*Short exercise*
Write again exactly the lines in the listing below, starting at the line with "Clone this screenshot" and ending at the line with "export default App;", both included. Pictures are not copied.

*Input rows*
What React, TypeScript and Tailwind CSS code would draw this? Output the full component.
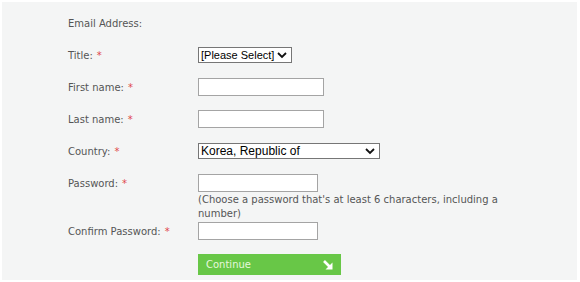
---
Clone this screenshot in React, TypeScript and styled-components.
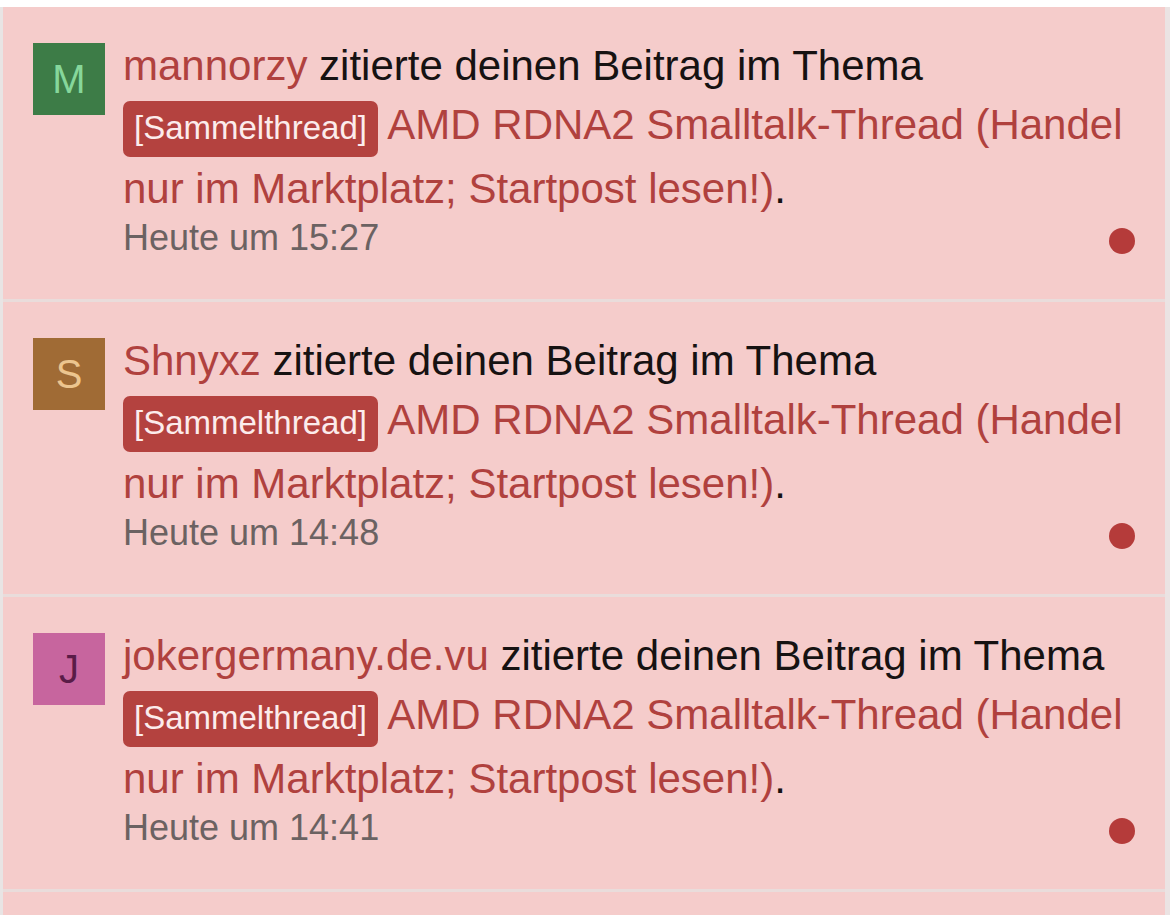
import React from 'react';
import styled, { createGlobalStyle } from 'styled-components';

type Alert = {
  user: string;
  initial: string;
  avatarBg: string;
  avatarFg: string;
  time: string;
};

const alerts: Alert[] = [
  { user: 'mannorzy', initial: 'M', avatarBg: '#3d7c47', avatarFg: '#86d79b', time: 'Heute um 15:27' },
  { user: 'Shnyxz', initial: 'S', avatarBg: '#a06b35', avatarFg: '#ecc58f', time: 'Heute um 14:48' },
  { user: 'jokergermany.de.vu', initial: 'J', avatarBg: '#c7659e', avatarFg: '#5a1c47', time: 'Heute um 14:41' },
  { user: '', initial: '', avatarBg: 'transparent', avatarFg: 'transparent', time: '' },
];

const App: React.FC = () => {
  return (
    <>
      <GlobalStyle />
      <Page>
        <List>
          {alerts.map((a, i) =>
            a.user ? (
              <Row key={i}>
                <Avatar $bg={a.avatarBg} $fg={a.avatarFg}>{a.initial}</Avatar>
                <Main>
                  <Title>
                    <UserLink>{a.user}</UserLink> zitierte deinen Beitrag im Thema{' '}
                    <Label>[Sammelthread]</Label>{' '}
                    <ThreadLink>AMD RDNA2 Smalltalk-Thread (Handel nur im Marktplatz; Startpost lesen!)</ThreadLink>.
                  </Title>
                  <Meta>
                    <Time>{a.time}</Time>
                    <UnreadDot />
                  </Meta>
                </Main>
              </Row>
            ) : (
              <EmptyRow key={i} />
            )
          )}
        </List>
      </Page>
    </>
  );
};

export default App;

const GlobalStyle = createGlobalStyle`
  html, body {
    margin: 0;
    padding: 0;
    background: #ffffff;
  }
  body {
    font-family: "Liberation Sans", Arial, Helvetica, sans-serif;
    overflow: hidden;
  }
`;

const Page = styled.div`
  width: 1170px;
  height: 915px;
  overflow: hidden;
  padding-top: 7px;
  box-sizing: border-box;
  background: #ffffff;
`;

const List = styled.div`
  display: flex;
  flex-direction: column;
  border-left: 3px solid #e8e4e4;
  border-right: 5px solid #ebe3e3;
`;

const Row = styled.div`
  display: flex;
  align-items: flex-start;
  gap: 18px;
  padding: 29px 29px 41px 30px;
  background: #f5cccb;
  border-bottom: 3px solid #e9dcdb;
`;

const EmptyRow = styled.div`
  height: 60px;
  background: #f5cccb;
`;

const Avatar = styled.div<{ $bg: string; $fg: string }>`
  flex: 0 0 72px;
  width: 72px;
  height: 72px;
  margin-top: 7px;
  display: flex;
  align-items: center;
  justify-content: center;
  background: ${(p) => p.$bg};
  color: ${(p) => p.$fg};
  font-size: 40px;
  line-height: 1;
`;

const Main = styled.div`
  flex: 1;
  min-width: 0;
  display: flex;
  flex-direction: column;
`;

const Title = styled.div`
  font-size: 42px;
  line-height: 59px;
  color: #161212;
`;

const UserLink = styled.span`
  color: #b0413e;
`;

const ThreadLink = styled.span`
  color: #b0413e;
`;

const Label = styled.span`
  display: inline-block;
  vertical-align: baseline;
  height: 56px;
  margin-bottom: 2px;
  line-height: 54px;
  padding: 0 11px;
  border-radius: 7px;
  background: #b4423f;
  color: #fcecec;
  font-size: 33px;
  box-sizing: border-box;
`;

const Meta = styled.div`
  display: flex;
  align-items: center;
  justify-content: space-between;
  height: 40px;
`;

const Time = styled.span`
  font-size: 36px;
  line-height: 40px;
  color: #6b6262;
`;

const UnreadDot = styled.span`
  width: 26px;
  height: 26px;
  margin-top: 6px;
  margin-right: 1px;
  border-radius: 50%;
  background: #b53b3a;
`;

*The result*
Clone this screenshot in React, TypeScript and styled-components.
import React from 'react';
import styled, { createGlobalStyle } from 'styled-components';

type Alert = {
  user: string;
  initial: string;
  avatarBg: string;
  avatarFg: string;
  time: string;
};

const alerts: Alert[] = [
  { user: 'mannorzy', initial: 'M', avatarBg: '#3d7c47', avatarFg: '#86d79b', time: 'Heute um 15:27' },
  { user: 'Shnyxz', initial: 'S', avatarBg: '#a06b35', avatarFg: '#ecc58f', time: 'Heute um 14:48' },
  { user: 'jokergermany.de.vu', initial: 'J', avatarBg: '#c7659e', avatarFg: '#5a1c47', time: 'Heute um 14:41' },
  { user: '', initial: '', avatarBg: 'transparent', avatarFg: 'transparent', time: '' },
];

const App: React.FC = () => {
  return (
    <>
      <GlobalStyle />
      <Page>
        <List>
          {alerts.map((a, i) =>
            a.user ? (
              <Row key={i}>
                <Avatar $bg={a.avatarBg} $fg={a.avatarFg}>{a.initial}</Avatar>
                <Main>
                  <Title>
                    <UserLink>{a.user}</UserLink> zitierte deinen Beitrag im Thema{' '}
                    <Label>[Sammelthread]</Label>{' '}
                    <ThreadLink>AMD RDNA2 Smalltalk-Thread (Handel nur im Marktplatz; Startpost lesen!)</ThreadLink>.
                  </Title>
                  <Meta>
                    <Time>{a.time}</Time>
                    <UnreadDot />
                  </Meta>
                </Main>
              </Row>
            ) : (
              <EmptyRow key={i} />
            )
          )}
        </List>
      </Page>
    </>
  );
};

export default App;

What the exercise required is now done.